Written request ::
Quote the listing in full, exactly as given, minus any pictures.

━━━━━━━━

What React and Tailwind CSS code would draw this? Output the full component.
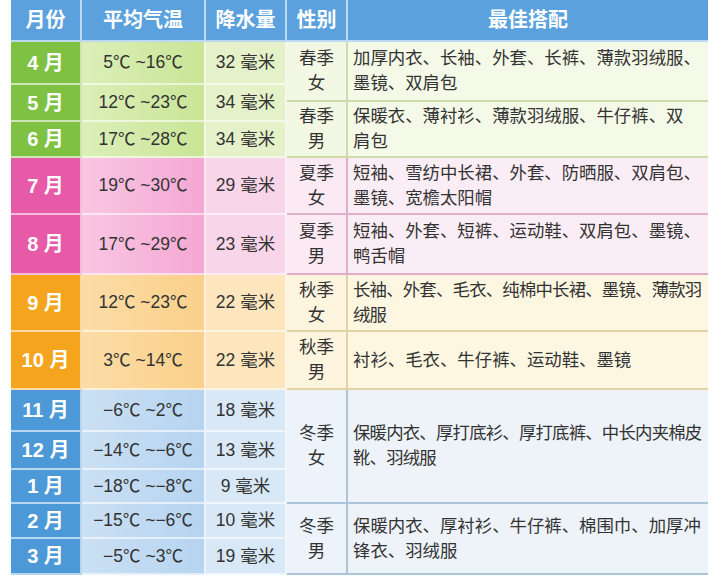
import React from 'react';

const FONT = { fontFamily: '"Liberation Sans", "Noto Sans CJK SC", sans-serif' };

const seasons = [
  {
    key: 'spring',
    month: 'bg-[#7fc243]',
    temp: 'bg-linear-to-r from-[#dcefb8] to-[#c9e596]',
    rain: 'bg-[#e4f1c9]',
    gender: 'bg-[#f3f8e4]',
    outfit: 'bg-[#f5f9e8]',
    line: 'border-[#cddcaa]',
    months: [
      { m: '4 月', t: '5℃ ~16℃', r: '32 毫米', h: 'h-[43px]' },
      { m: '5 月', t: '12℃ ~23℃', r: '34 毫米', h: 'h-[37px]' },
      { m: '6 月', t: '17℃ ~28℃', r: '34 毫米', h: 'h-[36px]' },
    ],
    groups: [
      { g: ['春季', '女'], o: ['加厚内衣、长袖、外套、长裤、薄款羽绒服、', '墨镜、双肩包'], h: 'h-[60px]' },
      { g: ['春季', '男'], o: ['保暖衣、薄衬衫、薄款羽绒服、牛仔裤、双', '肩包'], h: 'h-[56px]' },
    ],
  },
  {
    key: 'summer',
    month: 'bg-[#e65aa8]',
    temp: 'bg-linear-to-r from-[#f9c6e3] to-[#f4a8d3]',
    rain: 'bg-[#f9d5ea]',
    gender: 'bg-[#fbe9f4]',
    outfit: 'bg-[#fbedf5]',
    line: 'border-[#dfb0c8]',
    months: [
      { m: '7 月', t: '19℃ ~30℃', r: '29 毫米', h: 'h-[57px]' },
      { m: '8 月', t: '17℃ ~29℃', r: '23 毫米', h: 'h-[60px]' },
    ],
    groups: [
      { g: ['夏季', '女'], o: ['短袖、雪纺中长裙、外套、防晒服、双肩包、', '墨镜、宽檐太阳帽'], h: 'h-[57px]' },
      { g: ['夏季', '男'], o: ['短袖、外套、短裤、运动鞋、双肩包、墨镜、', '鸭舌帽'], h: 'h-[60px]' },
    ],
  },
  {
    key: 'autumn',
    month: 'bg-[#f5a41e]',
    temp: 'bg-linear-to-r from-[#fcdda6] to-[#fad08a]',
    rain: 'bg-[#fde6bd]',
    gender: 'bg-[#fef5df]',
    outfit: 'bg-[#fdf7e1]',
    line: 'border-[#e2d2a4]',
    months: [
      { m: '9 月', t: '12℃ ~23℃', r: '22 毫米', h: 'h-[57px]' },
      { m: '10 月', t: '3℃ ~14℃', r: '22 毫米', h: 'h-[58px]' },
    ],
    groups: [
      { g: ['秋季', '女'], o: ['长袖、外套、毛衣、纯棉中长裙、墨镜、薄款羽', '绒服'], tight: true, h: 'h-[57px]' },
      { g: ['秋季', '男'], o: ['衬衫、毛衣、牛仔裤、运动鞋、墨镜'], h: 'h-[58px]' },
    ],
  },
  {
    key: 'winter',
    month: 'bg-[#4d98d7]',
    temp: 'bg-linear-to-r from-[#cbe0f4] to-[#b6d4f0]',
    rain: 'bg-[#d8e8f7]',
    gender: 'bg-[#ecf3fb]',
    outfit: 'bg-[#eef3fa]',
    line: 'border-[#aac4d8]',
    months: [
      { m: '11 月', t: '−6℃ ~2℃', r: '18 毫米', h: 'h-[42px]' },
      { m: '12 月', t: '−14℃ ~−6℃', r: '13 毫米', h: 'h-[38px]' },
      { m: '1 月', t: '−18℃ ~−8℃', r: '9 毫米', h: 'h-[34px]' },
      { m: '2 月', t: '−15℃ ~−6℃', r: '10 毫米', h: 'h-[35px]' },
      { m: '3 月', t: '−5℃ ~3℃', r: '19 毫米', h: 'h-[36px]' },
    ],
    groups: [
      { g: ['冬季', '女'], o: ['保暖内衣、厚打底衫、厚打底裤、中长内夹棉皮', '靴、羽绒服'], tight: true, h: 'h-[114px]' },
      { g: ['冬季', '男'], o: ['保暖内衣、厚衬衫、牛仔裤、棉围巾、加厚冲', '锋衣、羽绒服'], h: 'h-[71px]' },
    ],
  },
];

const headers = [
  { label: '月份', w: 'w-[71px]' },
  { label: '平均气温', w: 'w-[124px]' },
  { label: '降水量', w: 'w-[81px]' },
  { label: '性别', w: 'w-[61px]' },
  { label: '最佳搭配', w: 'w-[360px]' },
];

const SeasonBlock = ({ season }) => (
  <div className="flex">
    <div className="flex flex-col">
      {season.months.map((row) => (
        <div key={row.m} className={`flex ${row.h}`}>
          <div className={`w-[71px] flex items-center justify-center border-r-2 border-b-2 border-white/60 text-white font-bold text-[20px] ${season.month}`}>
            {row.m}
          </div>
          <div className={`w-[124px] flex items-center justify-center border-r-2 border-b-2 border-white/60 text-[17.5px] text-[#333] ${season.temp}`}>
            {row.t}
          </div>
          <div className={`w-[81px] flex items-center justify-center border-r-2 border-b-2 border-white/60 text-[17.5px] text-[#333] ${season.rain}`}>
            {row.r}
          </div>
        </div>
      ))}
    </div>
    <div className="flex flex-col">
      {season.groups.map((grp) => (
        <div key={grp.o[0]} className={`flex ${grp.h}`}>
          <div className={`w-[61px] flex flex-col items-center justify-center border-r-2 border-b-2 ${season.line} text-[17.5px] leading-[25px] text-[#333] ${season.gender}`}>
            <span>{grp.g[0]}</span>
            <span>{grp.g[1]}</span>
          </div>
          <div className={`w-[360px] flex flex-col justify-center border-b-2 ${season.line} pl-[5px] text-[17.4px] leading-[25px] text-[#333] whitespace-nowrap ${grp.tight ? 'tracking-[-0.8px]' : ''} ${season.outfit}`}>
            {grp.o.map((line) => (
              <span key={line}>{line}</span>
            ))}
          </div>
        </div>
      ))}
    </div>
  </div>
);

const App = () => (
  <div className="w-[720px] h-[581px] bg-white" style={FONT}>
    <div className="ml-[11px] w-[697px] flex flex-col">
      <div className="flex h-[42px] bg-[#5aa1de]">
        {headers.map((h, i) => (
          <div
            key={h.label}
            className={`${h.w} flex items-center justify-center text-white font-bold text-[20px] border-b-2 border-white/60 ${i < headers.length - 1 ? 'border-r-2' : ''}`}
          >
            {h.label}
          </div>
        ))}
      </div>
      {seasons.map((s) => (
        <SeasonBlock key={s.key} season={s} />
      ))}
    </div>
  </div>
);

export default App;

━━━━━━━━

Finished exercise ::
What React and Tailwind CSS code would draw this? Output the full component.
import React from 'react';

const FONT = { fontFamily: '"Liberation Sans", "Noto Sans CJK SC", sans-serif' };

const seasons = [
  {
    key: 'spring',
    month: 'bg-[#7fc243]',
    temp: 'bg-linear-to-r from-[#dcefb8] to-[#c9e596]',
    rain: 'bg-[#e4f1c9]',
    gender: 'bg-[#f3f8e4]',
    outfit: 'bg-[#f5f9e8]',
    line: 'border-[#cddcaa]',
    months: [
      { m: '4 月', t: '5℃ ~16℃', r: '32 毫米', h: 'h-[43px]' },
      { m: '5 月', t: '12℃ ~23℃', r: '34 毫米', h: 'h-[37px]' },
      { m: '6 月', t: '17℃ ~28℃', r: '34 毫米', h: 'h-[36px]' },
    ],
    groups: [
      { g: ['春季', '女'], o: ['加厚内衣、长袖、外套、长裤、薄款羽绒服、', '墨镜、双肩包'], h: 'h-[60px]' },
      { g: ['春季', '男'], o: ['保暖衣、薄衬衫、薄款羽绒服、牛仔裤、双', '肩包'], h: 'h-[56px]' },
    ],
  },
  {
    key: 'summer',
    month: 'bg-[#e65aa8]',
    temp: 'bg-linear-to-r from-[#f9c6e3] to-[#f4a8d3]',
    rain: 'bg-[#f9d5ea]',
    gender: 'bg-[#fbe9f4]',
    outfit: 'bg-[#fbedf5]',
    line: 'border-[#dfb0c8]',
    months: [
      { m: '7 月', t: '19℃ ~30℃', r: '29 毫米', h: 'h-[57px]' },
      { m: '8 月', t: '17℃ ~29℃', r: '23 毫米', h: 'h-[60px]' },
    ],
    groups: [
      { g: ['夏季', '女'], o: ['短袖、雪纺中长裙、外套、防晒服、双肩包、', '墨镜、宽檐太阳帽'], h: 'h-[57px]' },
      { g: ['夏季', '男'], o: ['短袖、外套、短裤、运动鞋、双肩包、墨镜、', '鸭舌帽'], h: 'h-[60px]' },
    ],
  },
  {
    key: 'autumn',
    month: 'bg-[#f5a41e]',
    temp: 'bg-linear-to-r from-[#fcdda6] to-[#fad08a]',
    rain: 'bg-[#fde6bd]',
    gender: 'bg-[#fef5df]',
    outfit: 'bg-[#fdf7e1]',
    line: 'border-[#e2d2a4]',
    months: [
      { m: '9 月', t: '12℃ ~23℃', r: '22 毫米', h: 'h-[57px]' },
      { m: '10 月', t: '3℃ ~14℃', r: '22 毫米', h: 'h-[58px]' },
    ],
    groups: [
      { g: ['秋季', '女'], o: ['长袖、外套、毛衣、纯棉中长裙、墨镜、薄款羽', '绒服'], tight: true, h: 'h-[57px]' },
      { g: ['秋季', '男'], o: ['衬衫、毛衣、牛仔裤、运动鞋、墨镜'], h: 'h-[58px]' },
    ],
  },
  {
    key: 'winter',
    month: 'bg-[#4d98d7]',
    temp: 'bg-linear-to-r from-[#cbe0f4] to-[#b6d4f0]',
    rain: 'bg-[#d8e8f7]',
    gender: 'bg-[#ecf3fb]',
    outfit: 'bg-[#eef3fa]',
    line: 'border-[#aac4d8]',
    months: [
      { m: '11 月', t: '−6℃ ~2℃', r: '18 毫米', h: 'h-[42px]' },
      { m: '12 月', t: '−14℃ ~−6℃', r: '13 毫米', h: 'h-[38px]' },
      { m: '1 月', t: '−18℃ ~−8℃', r: '9 毫米', h: 'h-[34px]' },
      { m: '2 月', t: '−15℃ ~−6℃', r: '10 毫米', h: 'h-[35px]' },
      { m: '3 月', t: '−5℃ ~3℃', r: '19 毫米', h: 'h-[36px]' },
    ],
    groups: [
      { g: ['冬季', '女'], o: ['保暖内衣、厚打底衫、厚打底裤、中长内夹棉皮', '靴、羽绒服'], tight: true, h: 'h-[114px]' },
      { g: ['冬季', '男'], o: ['保暖内衣、厚衬衫、牛仔裤、棉围巾、加厚冲', '锋衣、羽绒服'], h: 'h-[71px]' },
    ],
  },
];

const headers = [
  { label: '月份', w: 'w-[71px]' },
  { label: '平均气温', w: 'w-[124px]' },
  { label: '降水量', w: 'w-[81px]' },
  { label: '性别', w: 'w-[61px]' },
  { label: '最佳搭配', w: 'w-[360px]' },
];

const SeasonBlock = ({ season }) => (
  <div className="flex">
    <div className="flex flex-col">
      {season.months.map((row) => (
        <div key={row.m} className={`flex ${row.h}`}>
          <div className={`w-[71px] flex items-center justify-center border-r-2 border-b-2 border-white/60 text-white font-bold text-[20px] ${season.month}`}>
            {row.m}
          </div>
          <div className={`w-[124px] flex items-center justify-center border-r-2 border-b-2 border-white/60 text-[17.5px] text-[#333] ${season.temp}`}>
            {row.t}
          </div>
          <div className={`w-[81px] flex items-center justify-center border-r-2 border-b-2 border-white/60 text-[17.5px] text-[#333] ${season.rain}`}>
            {row.r}
          </div>
        </div>
      ))}
    </div>
    <div className="flex flex-col">
      {season.groups.map((grp) => (
        <div key={grp.o[0]} className={`flex ${grp.h}`}>
          <div className={`w-[61px] flex flex-col items-center justify-center border-r-2 border-b-2 ${season.line} text-[17.5px] leading-[25px] text-[#333] ${season.gender}`}>
            <span>{grp.g[0]}</span>
            <span>{grp.g[1]}</span>
          </div>
          <div className={`w-[360px] flex flex-col justify-center border-b-2 ${season.line} pl-[5px] text-[17.4px] leading-[25px] text-[#333] whitespace-nowrap ${grp.tight ? 'tracking-[-0.8px]' : ''} ${season.outfit}`}>
            {grp.o.map((line) => (
              <span key={line}>{line}</span>
            ))}
          </div>
        </div>
      ))}
    </div>
  </div>
);

const App = () => (
  <div className="w-[720px] h-[581px] bg-white" style={FONT}>
    <div className="ml-[11px] w-[697px] flex flex-col">
      <div className="flex h-[42px] bg-[#5aa1de]">
        {headers.map((h, i) => (
          <div
            key={h.label}
            className={`${h.w} flex items-center justify-center text-white font-bold text-[20px] border-b-2 border-white/60 ${i < headers.length - 1 ? 'border-r-2' : ''}`}
          >
            {h.label}
          </div>
        ))}
      </div>
      {seasons.map((s) => (
        <SeasonBlock key={s.key} season={s} />
      ))}
    </div>
  </div>
);

export default App;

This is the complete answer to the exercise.